Week Ending 7/28/2017


  • Equities are flat as strength in industrial’s offset weakness in tech.
  • VIX hits all-time low.
  • Q2 GDP up 2.60%.
  • Fed to begin to unwind its balance sheet sometime soon.
  • Inflation under the surface?
  • Dysfunction in Washington.


US equities were roughly flat on the week which was quite a feat since market leaders Amazon and Google fell after they released earnings. Amazon dropped 0.6% and Google 3.6%. The market was helped by some old-time blue chips like Caterpillar (+7.04%), and Boeing (+13.7%). Caterpillar, which is a good gauge of global growth, raised its outlook for the year.

The VIX, a measure of volatility that is often called the fear index, fell to its lowest level ever on Tuesday. The current “fear” is that when volatility does break out, so many traders are short volatility related instruments, that the short covering will explode the VIX to the upside and take equities with it (but in a negative direction). However, the VIX has been declining for years now and this is not a new argument, although the all-time low is new.

Bonds declined by 0.20% as the curve steepened. The dollar was down by 0.46% and crude had a big rally.


Real GDP increased by 2.6% in Q2, up from 1.2% in Q1 and better than than 1.40% in Q2 of 2016. Consumer and government expenditures were up, capex growth moderated and residential fixed investment was down.


The Fed announces that it will begin to unwind its balance sheet “relatively soon.” In FedSpeak, that normally means within a month or two. The unwinding process will be a slow, gradual affair that might not finish for about five years, assuming no recession.

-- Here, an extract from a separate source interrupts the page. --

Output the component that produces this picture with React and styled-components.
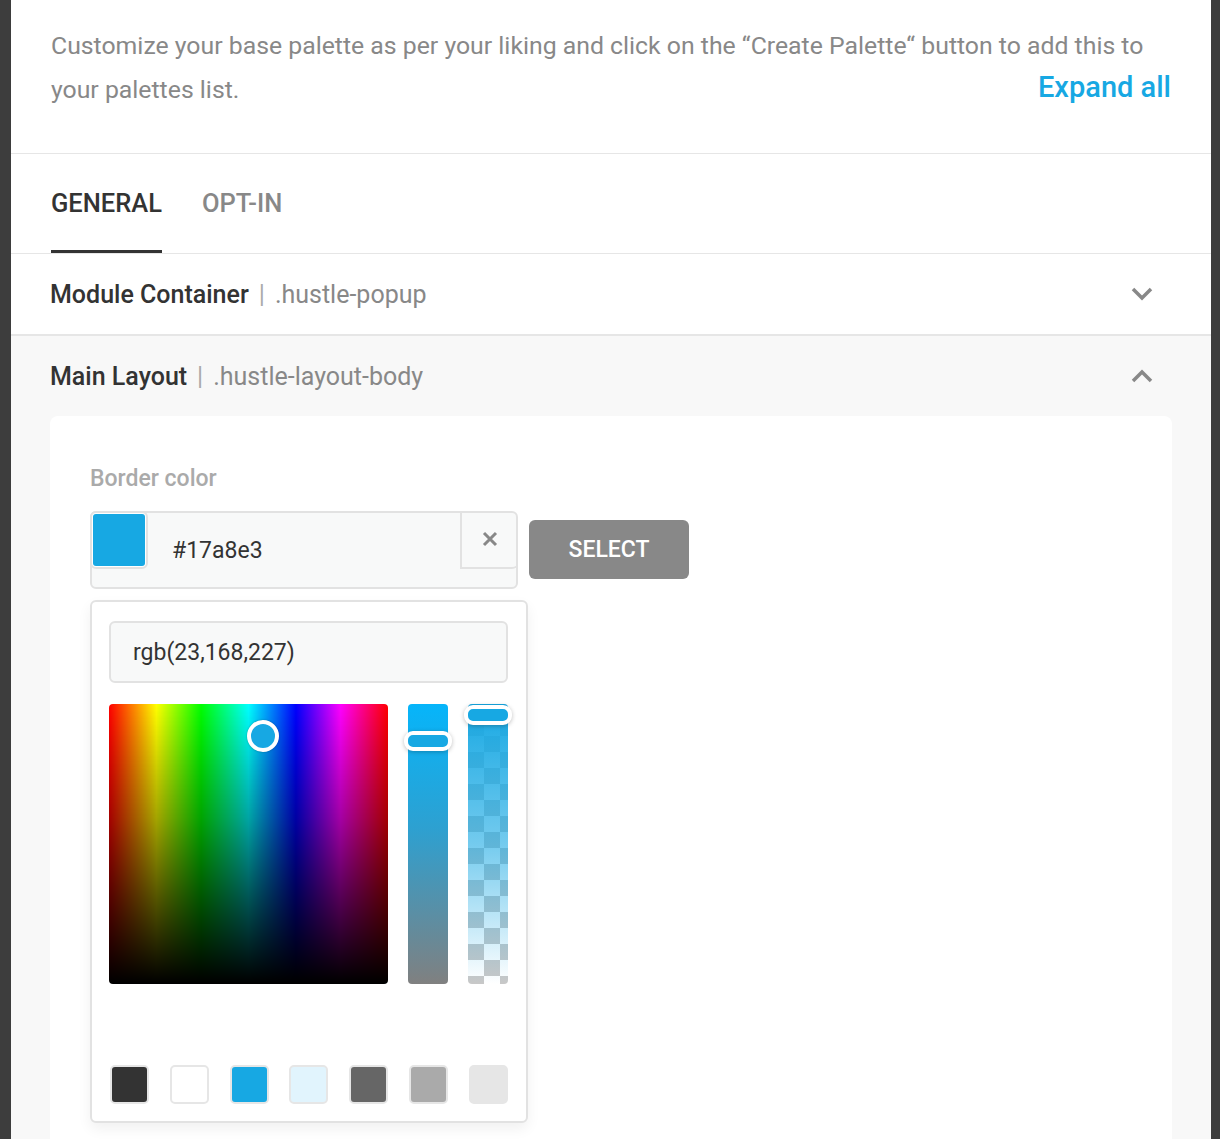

Inflation is supposedly under control as we constantly hear that the Fed can’t reach their two percent inflation target. But numerous industrial companies, including Ingersoll-Rand, Lennox and United Technologies have been citing high commodity prices and cost pressures. Oil was up 8.6% this past week. Copper is up 14% so far this year and is at its highest level since May of 2015. The labor market also appears tight. One must wonder if there is inflation is beginning to brew just under the surface.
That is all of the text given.